La compensation des exonérations de cotisations patronales de sécurité sociale spécifiques aux outre-mer est le principal exemple du caractère transitoire de ce budget. Selon le Gouvernement, ce dispositif devrait faire l’objet d’un réexamen à l’automne de 2019. Nous serons particulièrement vigilants à ce que cette réforme soit favorable à l’emploi outre-mer. En effet, le taux de chômage s’élève, aujourd’hui encore, à 20 % en moyenne dans ces territoires.
Ce budget présente quelques motifs de satisfaction.
Les crédits destinés au financement des opérations contractualisées entre l’État et les collectivités d’outre-mer sont en hausse de 12 % en autorisations d’engagement et de 6 % en crédits de paiement. Cette hausse est particulièrement bienvenue, alors que de nombreux contrats ont fait l’objet d’un important sous-financement les années passées.

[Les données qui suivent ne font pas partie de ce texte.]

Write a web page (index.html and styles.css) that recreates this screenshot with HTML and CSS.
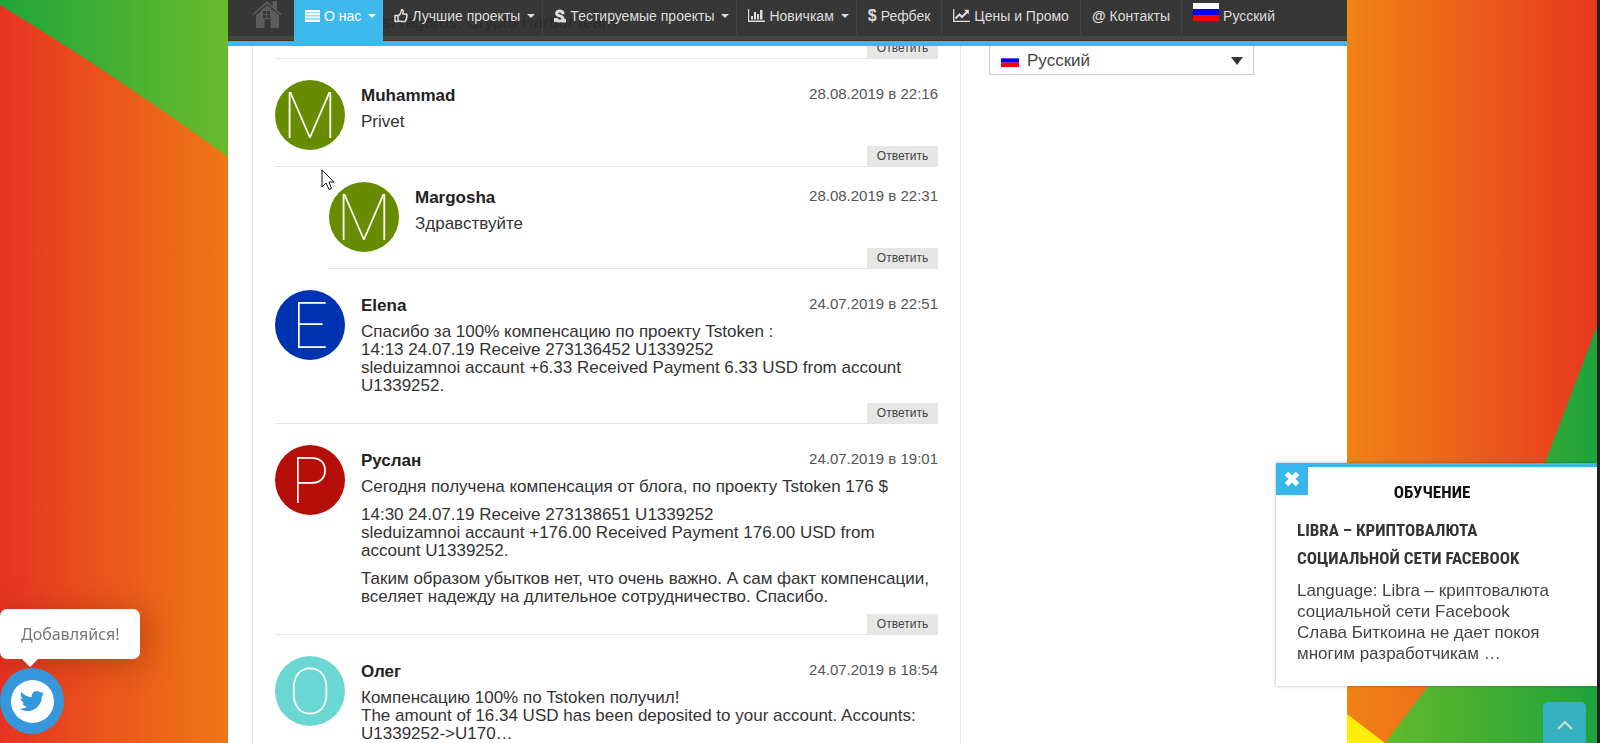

Les crédits du fonds exceptionnel d’investissement en outre-mer sont en augmentation de 3 % en autorisations d’engagement et stables en crédits de paiement. Surtout, le Gouvernement s’est engagé à un maintien de sa dotation au niveau de 2018 sur l’ensemble du quinquennat. Nous avions souligné, dans le rapport d’information que nous lui avons dédié l’an dernier, l’utilité de cet instrument. Nous serons donc là aussi particulièrement vigilants quant au respect de la promesse du Gouvernement.
Ce budget conforte le service militaire adapté, qui a atteint en 2017 l’objectif fixé, à savoir former 6 000 jeunes ultramarins et leur permettre une insertion dans le monde professionnel. Les crédits alloués à ce dispositif sont en augmentation de plus de 4 % et le ratio d’encadrement a été amélioré.
Enfin, si les crédits affectés au logement sont en légère baisse, les crédits de paiement dédiés à la construction neuve seront en augmentation.
C’est donc bien conscients de l’ampleur des besoins des outre-mer, mais également du fait qu’il s’agit d’un budget de transition, que mon collègue Nuihau Laurey, qui ne peut être présent aujourd’hui, et moi-même vous proposons d’adopter les crédits de la mission « Outre-mer ».
Je joue ainsi le jeu, madame la ministre, comme l’a suggéré à son époque un grand Guyanais, Félix Éboué. Je joue le jeu, parce que le Président de la République, lors de son passage en Guyane en octobre dernier – vous y étiez aussi –, évoquant « les engagements budgétaires dont plus personne ne comprend même la logique » et « les milliards accumulés sans qu’on n’explique jamais les délais », affirmait qu’il voulait « en finir avec une relation asymétrique faite de promesses non tenues ».
Pour ce faire, il déclarait qu’il était « prêt à rouvrir des sujets constitutionnels s’il apparaît pertinent de le faire et que c’est utile » et à les traiter via « un véhicule législatif unique qui fasse la synthèse de tous ces besoins, de toutes ces adaptations », et ce par des « décisions fortes dès l’été prochain ».
Je veux croire en ces mots présidentiels, concernant tout particulièrement la Guyane, mon territoire. La crise de mars dernier a en effet révélé les limites institutionnelles de notre système de gouvernance et remis l’accent sur la question de l’évolution statutaire. Celle-ci figure d’ailleurs dans les accords de Guyane, signés par le précédent gouvernement, et fait l’objet d’ateliers sur la gouvernance au sein des États généraux de Guyane et des Assises des outre-mer.
J’espère, madame la ministre, que ces mots présidentiels, qui expriment une volonté affichée de coller aux réalités des outre-mer, seront suivis d’effets pour tous les Ultramarins, puisque ce discours présidentiel de lancement des assises était diffusé en direct à l’intention de tous les outre-mer.